Replacing a Control Arm Bushing: Buyer’s Guide
Control arm bushings are small, low-cost components, but weak material control or poor dimensional accuracy can lead to suspension noise, alignment drift, tyre wear, installation problems, and warranty returns. For distributors, repair-chain buyers, and sourcing engineers, replacing a control arm bushing is not only a workshop procedure. It is also a sourcing decision that affects SKU planning, inventory exposure, service consistency, and field-claim risk. This guide explains how to evaluate replacement bushings, complete control arms, and assembled repair kits for passenger cars and light commercial vehicles. It covers fitment validation, rubber-to-metal bonding, hardness control, dimensional checks, testing evidence, packaging, and supplier documentation. Driventus manufactures engine and powertrain components in Taizhou, Zhejiang, and applies a controlled sourcing approach to chassis-related aftermarket supply programmes through audited production partners where required.

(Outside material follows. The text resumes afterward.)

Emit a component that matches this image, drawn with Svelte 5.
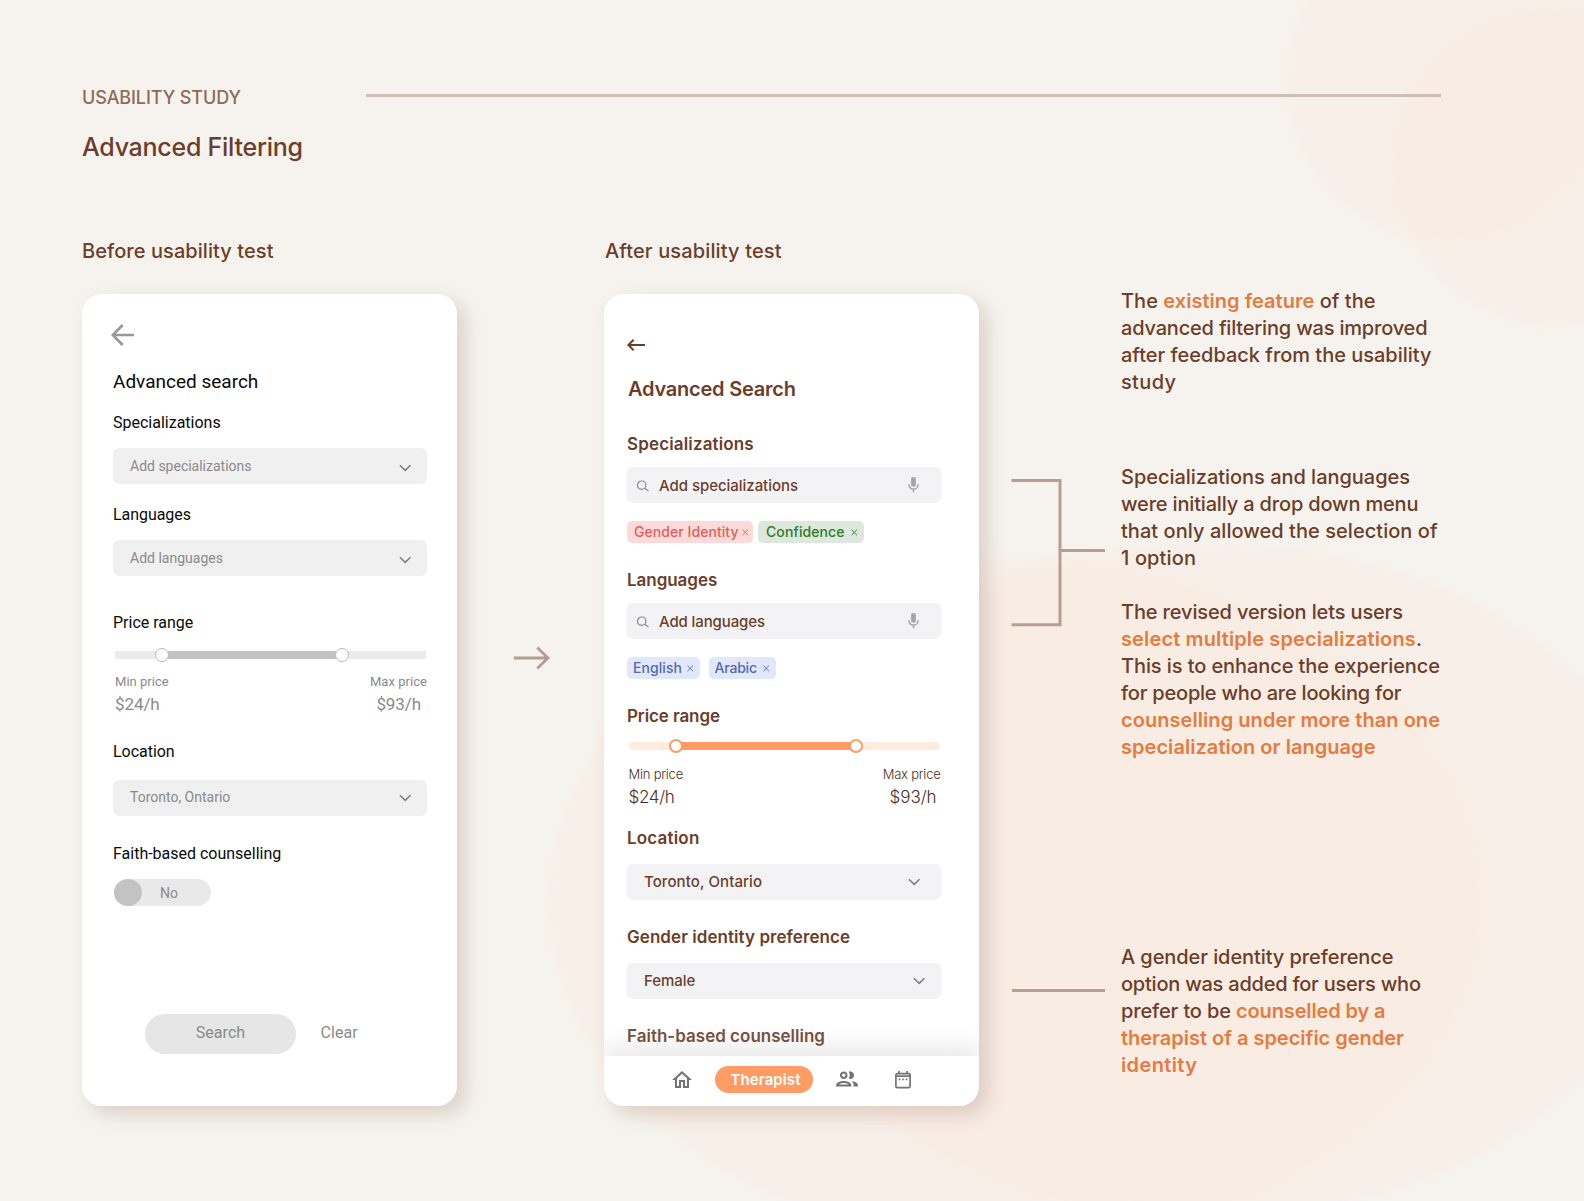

Driventus is an independent aftermarket manufacturer; brand names are referenced for fitment only.
When Bushing Replacement Is Commercially Practical
For a workshop, the choice is usually between pressing in a new bushing and replacing the full control arm assembly. For a distributor or repair-chain buyer, that choice should be judged by labour time, tooling requirements, expected claim rate, and how often the vehicle platform appears in the local parc.
A separate bushing is commercially practical when the arm is structurally sound, the ball joint remains serviceable, and the bushing bore can still hold the required press-fit after removal. A full arm is often more efficient where aluminium arms may deform, ball joints are riveted or integrated, corrosion is common, or technician time is the larger cost driver.
The procurement question is therefore not simply which part has the lowest unit price. The better comparison is installed cost plus claim exposure. A bushing that reduces purchase price by 30–50% can still become the expensive option if it needs special sleeves, creates noise after 10,000 km, or cannot be fitted consistently across workshops.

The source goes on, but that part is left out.